#### Challenge:
In the records below, reproduce exactly the lines from the one containing "Write a component" through the one containing "background: #00ab8e;", both included, and omit the pictures.

#### Exercise material:
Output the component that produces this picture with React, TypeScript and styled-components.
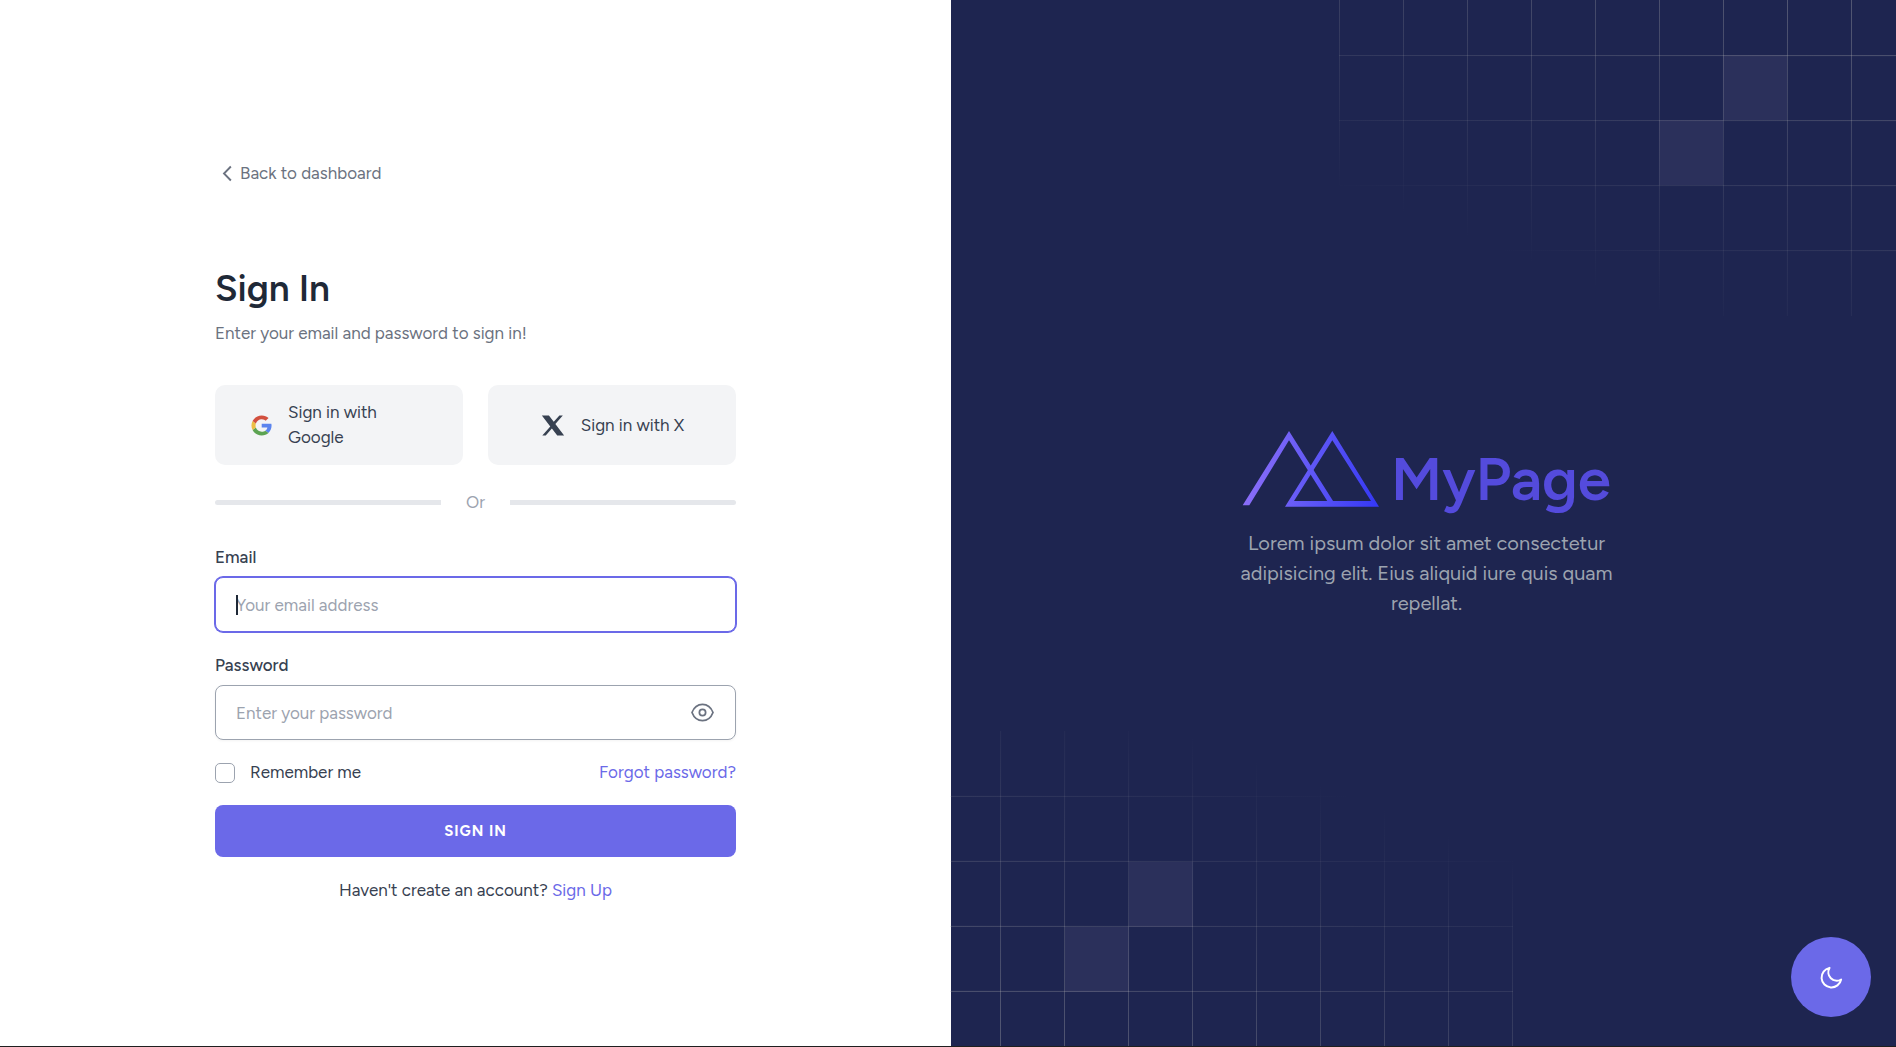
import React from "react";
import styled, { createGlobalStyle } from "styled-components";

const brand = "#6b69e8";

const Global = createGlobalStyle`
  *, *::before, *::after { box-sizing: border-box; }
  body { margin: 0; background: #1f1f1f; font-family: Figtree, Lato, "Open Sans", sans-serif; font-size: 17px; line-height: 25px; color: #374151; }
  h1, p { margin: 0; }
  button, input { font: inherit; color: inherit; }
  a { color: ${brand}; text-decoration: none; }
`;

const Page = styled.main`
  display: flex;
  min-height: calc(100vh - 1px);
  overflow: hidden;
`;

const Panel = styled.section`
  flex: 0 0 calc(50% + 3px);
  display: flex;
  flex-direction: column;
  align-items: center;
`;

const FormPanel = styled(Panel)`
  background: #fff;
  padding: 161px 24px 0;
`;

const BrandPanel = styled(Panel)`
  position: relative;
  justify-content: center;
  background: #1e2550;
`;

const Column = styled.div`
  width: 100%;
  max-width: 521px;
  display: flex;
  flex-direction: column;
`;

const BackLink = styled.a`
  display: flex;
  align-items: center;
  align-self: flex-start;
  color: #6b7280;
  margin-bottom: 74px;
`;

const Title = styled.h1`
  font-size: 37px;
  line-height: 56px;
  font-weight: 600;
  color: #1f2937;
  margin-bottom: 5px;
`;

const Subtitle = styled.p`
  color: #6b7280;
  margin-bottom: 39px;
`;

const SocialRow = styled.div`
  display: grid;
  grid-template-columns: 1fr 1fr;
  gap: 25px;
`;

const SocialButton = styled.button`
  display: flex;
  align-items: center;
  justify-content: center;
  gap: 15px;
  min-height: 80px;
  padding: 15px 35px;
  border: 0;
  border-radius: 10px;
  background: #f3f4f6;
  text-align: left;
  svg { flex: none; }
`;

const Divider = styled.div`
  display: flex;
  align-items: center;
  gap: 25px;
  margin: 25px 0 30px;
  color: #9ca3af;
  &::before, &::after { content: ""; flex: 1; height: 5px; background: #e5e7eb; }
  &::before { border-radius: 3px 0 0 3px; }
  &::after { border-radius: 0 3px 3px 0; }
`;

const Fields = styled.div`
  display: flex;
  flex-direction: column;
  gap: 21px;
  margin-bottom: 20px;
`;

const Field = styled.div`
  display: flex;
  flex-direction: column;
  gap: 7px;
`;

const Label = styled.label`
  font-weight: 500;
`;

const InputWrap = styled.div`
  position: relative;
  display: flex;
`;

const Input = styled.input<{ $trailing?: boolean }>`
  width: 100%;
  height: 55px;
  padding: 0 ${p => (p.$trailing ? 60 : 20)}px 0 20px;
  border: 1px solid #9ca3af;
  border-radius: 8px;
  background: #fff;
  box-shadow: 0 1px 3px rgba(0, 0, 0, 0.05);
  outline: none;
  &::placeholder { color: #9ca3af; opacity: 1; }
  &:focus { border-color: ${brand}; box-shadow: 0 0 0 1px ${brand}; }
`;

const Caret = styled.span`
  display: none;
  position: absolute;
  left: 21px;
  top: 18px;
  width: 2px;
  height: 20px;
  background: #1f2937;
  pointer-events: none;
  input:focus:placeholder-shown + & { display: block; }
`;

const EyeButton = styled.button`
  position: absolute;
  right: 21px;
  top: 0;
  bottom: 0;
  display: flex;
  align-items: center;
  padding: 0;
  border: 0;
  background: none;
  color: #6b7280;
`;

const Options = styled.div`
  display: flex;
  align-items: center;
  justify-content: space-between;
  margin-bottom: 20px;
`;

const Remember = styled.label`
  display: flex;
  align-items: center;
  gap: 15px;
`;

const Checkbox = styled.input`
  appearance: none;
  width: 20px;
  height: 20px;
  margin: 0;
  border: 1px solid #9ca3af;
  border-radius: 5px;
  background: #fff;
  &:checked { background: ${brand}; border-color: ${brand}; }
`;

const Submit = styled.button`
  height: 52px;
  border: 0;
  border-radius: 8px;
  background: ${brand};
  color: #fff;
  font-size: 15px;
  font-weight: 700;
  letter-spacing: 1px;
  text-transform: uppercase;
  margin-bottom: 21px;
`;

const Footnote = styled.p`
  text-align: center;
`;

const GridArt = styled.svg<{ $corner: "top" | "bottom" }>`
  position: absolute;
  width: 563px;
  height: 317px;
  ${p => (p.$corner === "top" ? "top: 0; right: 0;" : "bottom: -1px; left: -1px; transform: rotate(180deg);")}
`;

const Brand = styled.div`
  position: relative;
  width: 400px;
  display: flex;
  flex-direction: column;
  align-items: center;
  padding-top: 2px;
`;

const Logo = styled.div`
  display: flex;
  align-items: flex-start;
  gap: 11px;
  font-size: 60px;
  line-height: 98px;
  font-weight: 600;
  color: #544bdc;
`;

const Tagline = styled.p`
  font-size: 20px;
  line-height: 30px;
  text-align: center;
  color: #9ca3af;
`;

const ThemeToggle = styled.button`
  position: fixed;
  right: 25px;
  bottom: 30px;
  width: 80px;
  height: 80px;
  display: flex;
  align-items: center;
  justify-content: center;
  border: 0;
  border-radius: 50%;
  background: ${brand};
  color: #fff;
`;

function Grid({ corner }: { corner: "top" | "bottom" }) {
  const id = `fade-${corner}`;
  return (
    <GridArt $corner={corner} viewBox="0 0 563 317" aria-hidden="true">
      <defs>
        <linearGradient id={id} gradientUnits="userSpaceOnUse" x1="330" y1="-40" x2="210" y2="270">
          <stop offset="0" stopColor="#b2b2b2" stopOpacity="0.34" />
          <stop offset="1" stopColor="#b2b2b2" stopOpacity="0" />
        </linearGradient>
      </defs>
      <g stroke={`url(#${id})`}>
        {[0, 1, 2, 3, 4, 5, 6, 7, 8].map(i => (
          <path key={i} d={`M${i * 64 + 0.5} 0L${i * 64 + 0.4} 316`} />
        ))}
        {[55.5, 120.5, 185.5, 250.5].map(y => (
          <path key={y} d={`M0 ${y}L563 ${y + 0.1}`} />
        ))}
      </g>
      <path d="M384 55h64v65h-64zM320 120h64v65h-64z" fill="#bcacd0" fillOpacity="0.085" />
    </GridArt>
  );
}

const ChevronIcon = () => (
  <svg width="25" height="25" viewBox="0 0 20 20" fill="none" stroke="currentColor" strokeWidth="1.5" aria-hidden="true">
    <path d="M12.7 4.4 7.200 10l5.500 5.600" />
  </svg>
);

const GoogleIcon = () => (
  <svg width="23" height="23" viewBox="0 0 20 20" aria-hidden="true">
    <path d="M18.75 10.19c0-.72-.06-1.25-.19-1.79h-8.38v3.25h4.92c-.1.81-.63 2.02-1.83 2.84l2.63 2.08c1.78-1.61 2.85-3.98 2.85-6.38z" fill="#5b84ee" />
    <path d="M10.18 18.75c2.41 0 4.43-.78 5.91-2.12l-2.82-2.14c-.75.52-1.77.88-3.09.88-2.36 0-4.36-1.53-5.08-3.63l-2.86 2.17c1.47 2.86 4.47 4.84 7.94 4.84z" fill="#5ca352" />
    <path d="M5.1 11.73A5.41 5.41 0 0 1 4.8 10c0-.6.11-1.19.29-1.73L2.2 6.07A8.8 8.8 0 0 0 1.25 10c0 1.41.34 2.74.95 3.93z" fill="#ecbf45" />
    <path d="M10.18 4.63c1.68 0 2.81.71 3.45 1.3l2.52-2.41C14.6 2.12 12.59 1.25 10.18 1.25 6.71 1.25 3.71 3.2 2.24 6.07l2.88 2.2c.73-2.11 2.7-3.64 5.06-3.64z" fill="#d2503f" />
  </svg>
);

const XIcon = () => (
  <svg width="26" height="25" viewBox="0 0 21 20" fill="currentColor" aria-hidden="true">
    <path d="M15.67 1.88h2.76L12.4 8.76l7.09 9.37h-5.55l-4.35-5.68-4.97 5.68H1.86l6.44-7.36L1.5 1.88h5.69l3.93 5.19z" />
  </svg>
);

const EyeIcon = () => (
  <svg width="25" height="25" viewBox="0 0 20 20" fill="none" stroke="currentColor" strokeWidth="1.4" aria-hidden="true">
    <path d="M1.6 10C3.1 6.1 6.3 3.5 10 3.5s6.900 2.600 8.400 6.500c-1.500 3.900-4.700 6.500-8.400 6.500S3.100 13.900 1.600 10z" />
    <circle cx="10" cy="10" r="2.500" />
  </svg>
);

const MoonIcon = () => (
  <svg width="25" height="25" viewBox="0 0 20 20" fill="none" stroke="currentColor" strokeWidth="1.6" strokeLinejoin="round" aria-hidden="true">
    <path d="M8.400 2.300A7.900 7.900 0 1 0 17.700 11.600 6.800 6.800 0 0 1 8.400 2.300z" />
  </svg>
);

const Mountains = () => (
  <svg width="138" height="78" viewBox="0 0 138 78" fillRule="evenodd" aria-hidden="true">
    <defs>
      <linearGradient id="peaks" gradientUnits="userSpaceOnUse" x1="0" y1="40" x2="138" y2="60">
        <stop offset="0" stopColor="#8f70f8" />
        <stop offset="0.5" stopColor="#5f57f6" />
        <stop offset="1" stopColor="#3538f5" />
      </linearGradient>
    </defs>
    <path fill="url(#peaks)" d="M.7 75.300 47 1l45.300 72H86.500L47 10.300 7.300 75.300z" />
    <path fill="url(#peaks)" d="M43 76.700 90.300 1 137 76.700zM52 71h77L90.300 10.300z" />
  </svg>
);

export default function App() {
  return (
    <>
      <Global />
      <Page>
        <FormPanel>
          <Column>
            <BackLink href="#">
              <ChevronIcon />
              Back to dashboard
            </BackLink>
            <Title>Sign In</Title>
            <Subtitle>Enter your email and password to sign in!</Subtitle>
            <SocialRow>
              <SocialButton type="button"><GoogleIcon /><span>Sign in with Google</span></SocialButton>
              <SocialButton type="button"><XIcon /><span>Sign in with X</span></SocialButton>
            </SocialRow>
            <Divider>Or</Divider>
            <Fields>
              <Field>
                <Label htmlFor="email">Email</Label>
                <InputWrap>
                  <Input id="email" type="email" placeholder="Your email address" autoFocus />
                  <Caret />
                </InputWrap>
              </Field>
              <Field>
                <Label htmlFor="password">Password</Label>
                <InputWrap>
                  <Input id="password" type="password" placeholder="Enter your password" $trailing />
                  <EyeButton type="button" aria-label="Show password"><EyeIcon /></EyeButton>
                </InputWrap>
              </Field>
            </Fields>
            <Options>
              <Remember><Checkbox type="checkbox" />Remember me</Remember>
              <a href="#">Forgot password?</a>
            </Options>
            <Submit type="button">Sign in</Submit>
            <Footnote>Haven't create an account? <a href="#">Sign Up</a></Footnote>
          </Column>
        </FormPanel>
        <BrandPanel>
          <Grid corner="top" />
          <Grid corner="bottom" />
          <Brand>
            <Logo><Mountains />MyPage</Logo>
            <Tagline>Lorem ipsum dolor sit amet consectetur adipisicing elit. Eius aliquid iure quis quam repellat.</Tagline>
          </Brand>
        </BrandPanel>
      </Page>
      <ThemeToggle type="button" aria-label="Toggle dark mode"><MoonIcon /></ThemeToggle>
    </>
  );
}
==
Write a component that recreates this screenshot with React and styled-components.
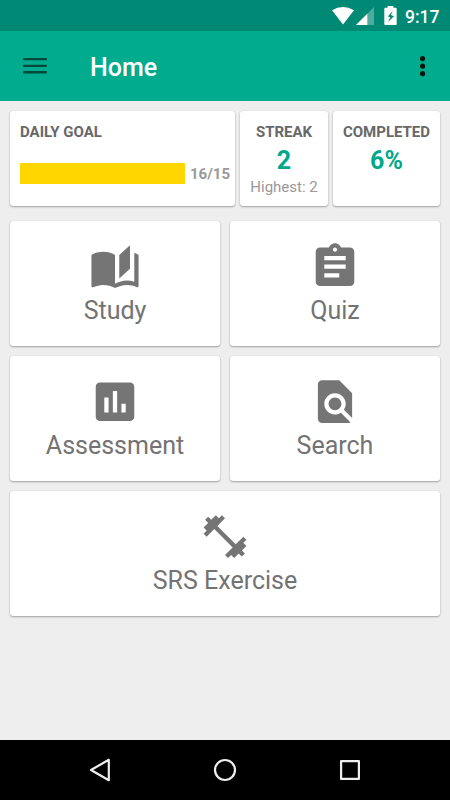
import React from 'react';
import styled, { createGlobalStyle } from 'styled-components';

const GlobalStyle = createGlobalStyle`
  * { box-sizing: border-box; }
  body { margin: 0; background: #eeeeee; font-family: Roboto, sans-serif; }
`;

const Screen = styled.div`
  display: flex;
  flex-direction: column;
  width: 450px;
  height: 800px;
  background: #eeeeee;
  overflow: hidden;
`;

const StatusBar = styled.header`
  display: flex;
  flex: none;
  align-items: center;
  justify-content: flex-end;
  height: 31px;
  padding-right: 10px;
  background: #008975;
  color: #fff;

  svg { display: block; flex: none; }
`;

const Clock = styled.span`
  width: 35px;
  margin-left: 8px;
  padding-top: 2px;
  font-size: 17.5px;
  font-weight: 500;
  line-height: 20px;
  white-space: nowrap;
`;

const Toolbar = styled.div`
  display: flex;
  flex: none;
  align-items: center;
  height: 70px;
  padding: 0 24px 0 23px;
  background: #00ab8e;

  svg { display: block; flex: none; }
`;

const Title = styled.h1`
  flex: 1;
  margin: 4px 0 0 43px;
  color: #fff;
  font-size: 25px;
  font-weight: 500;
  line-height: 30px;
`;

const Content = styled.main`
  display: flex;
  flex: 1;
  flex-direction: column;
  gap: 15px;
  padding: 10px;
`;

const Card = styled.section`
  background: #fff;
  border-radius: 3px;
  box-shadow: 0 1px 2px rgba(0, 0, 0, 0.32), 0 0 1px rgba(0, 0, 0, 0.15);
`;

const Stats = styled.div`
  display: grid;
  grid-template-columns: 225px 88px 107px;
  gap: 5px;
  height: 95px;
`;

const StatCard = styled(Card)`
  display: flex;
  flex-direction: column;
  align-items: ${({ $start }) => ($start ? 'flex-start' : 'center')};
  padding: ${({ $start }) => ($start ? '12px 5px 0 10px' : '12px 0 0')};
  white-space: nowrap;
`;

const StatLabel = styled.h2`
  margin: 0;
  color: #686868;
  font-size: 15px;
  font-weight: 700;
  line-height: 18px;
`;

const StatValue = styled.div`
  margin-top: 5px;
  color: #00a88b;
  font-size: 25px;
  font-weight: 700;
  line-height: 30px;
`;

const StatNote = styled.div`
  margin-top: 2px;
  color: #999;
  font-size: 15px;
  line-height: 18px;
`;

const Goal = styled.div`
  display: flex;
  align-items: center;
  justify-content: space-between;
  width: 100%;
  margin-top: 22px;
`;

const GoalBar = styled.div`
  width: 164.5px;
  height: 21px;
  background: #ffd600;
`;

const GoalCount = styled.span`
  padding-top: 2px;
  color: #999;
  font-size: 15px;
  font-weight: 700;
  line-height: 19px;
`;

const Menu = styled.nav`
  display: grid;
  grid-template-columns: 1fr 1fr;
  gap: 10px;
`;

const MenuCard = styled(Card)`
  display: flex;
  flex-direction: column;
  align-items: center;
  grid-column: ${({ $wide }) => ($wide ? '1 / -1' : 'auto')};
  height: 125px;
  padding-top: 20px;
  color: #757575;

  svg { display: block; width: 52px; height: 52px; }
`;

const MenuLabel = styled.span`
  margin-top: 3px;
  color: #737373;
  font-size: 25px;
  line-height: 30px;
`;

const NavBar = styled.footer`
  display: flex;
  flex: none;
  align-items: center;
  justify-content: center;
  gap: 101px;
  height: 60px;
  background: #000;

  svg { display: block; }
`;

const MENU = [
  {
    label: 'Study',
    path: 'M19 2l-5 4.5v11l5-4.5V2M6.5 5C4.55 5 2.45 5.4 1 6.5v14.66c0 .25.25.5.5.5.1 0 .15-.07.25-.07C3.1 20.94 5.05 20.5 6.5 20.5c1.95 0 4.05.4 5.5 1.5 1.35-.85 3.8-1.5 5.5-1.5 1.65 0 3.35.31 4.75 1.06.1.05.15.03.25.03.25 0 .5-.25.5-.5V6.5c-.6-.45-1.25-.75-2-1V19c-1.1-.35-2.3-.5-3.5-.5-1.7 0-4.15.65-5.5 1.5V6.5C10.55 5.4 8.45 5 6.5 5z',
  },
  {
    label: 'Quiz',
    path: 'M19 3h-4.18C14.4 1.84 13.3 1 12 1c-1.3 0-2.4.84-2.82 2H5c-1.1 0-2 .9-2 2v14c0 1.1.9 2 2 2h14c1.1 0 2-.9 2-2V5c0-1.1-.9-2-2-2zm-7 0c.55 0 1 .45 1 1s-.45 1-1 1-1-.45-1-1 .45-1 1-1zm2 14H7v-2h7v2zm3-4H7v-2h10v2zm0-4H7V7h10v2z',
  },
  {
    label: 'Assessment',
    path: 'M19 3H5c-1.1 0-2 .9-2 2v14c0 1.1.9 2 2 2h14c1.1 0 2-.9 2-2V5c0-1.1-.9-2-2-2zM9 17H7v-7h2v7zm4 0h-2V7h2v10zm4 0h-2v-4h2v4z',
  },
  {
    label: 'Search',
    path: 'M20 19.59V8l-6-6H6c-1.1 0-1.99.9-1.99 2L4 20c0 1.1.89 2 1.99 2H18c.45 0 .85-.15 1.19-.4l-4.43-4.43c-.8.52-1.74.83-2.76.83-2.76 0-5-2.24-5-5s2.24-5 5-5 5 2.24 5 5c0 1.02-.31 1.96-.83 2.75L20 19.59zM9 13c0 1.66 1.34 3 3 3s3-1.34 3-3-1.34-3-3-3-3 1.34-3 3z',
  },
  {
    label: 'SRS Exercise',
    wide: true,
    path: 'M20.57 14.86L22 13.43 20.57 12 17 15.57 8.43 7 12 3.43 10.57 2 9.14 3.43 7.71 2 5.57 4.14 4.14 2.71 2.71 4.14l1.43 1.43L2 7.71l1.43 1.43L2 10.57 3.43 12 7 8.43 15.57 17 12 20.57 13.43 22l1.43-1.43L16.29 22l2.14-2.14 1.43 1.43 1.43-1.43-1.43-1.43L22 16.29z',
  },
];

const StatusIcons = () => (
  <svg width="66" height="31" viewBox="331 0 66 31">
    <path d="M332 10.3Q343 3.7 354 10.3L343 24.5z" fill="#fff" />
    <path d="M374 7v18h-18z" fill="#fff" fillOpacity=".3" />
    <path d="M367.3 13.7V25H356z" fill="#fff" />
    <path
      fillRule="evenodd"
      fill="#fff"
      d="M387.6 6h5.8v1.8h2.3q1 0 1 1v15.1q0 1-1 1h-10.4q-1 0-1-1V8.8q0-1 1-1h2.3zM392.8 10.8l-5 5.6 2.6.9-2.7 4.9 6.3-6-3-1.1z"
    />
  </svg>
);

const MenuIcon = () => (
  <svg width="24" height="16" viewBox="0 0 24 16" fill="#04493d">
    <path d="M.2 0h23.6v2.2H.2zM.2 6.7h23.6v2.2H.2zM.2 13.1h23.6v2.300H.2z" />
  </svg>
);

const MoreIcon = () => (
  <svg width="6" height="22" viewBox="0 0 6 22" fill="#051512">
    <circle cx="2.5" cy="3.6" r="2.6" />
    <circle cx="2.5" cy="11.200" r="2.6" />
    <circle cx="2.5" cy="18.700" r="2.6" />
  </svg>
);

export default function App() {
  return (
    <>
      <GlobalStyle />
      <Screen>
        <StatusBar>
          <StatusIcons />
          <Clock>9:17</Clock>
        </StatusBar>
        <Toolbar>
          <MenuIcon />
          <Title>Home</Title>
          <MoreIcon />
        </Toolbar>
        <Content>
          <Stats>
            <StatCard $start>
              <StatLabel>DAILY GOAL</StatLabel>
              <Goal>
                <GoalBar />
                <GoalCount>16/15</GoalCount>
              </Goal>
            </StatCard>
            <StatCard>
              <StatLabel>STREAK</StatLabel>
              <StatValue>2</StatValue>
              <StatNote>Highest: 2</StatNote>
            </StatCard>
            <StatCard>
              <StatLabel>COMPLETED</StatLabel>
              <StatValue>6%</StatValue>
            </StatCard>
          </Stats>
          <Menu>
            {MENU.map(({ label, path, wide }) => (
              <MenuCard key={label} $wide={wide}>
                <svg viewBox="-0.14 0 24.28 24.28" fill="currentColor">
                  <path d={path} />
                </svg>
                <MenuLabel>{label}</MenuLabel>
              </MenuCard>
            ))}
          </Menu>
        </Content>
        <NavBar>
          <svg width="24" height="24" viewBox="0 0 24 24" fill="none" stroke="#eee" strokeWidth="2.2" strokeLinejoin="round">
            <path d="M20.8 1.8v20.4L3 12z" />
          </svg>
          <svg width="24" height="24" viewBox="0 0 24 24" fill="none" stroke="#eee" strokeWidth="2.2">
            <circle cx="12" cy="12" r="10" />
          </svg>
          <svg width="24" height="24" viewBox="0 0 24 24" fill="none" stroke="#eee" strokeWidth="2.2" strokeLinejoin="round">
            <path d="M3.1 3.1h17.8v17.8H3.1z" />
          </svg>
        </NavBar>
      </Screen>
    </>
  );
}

#### The solution:
Write a component that recreates this screenshot with React and styled-components.
import React from 'react';
import styled, { createGlobalStyle } from 'styled-components';

const GlobalStyle = createGlobalStyle`
  * { box-sizing: border-box; }
  body { margin: 0; background: #eeeeee; font-family: Roboto, sans-serif; }
`;

const Screen = styled.div`
  display: flex;
  flex-direction: column;
  width: 450px;
  height: 800px;
  background: #eeeeee;
  overflow: hidden;
`;

const StatusBar = styled.header`
  display: flex;
  flex: none;
  align-items: center;
  justify-content: flex-end;
  height: 31px;
  padding-right: 10px;
  background: #008975;
  color: #fff;

  svg { display: block; flex: none; }
`;

const Clock = styled.span`
  width: 35px;
  margin-left: 8px;
  padding-top: 2px;
  font-size: 17.5px;
  font-weight: 500;
  line-height: 20px;
  white-space: nowrap;
`;

const Toolbar = styled.div`
  display: flex;
  flex: none;
  align-items: center;
  height: 70px;
  padding: 0 24px 0 23px;
  background: #00ab8e;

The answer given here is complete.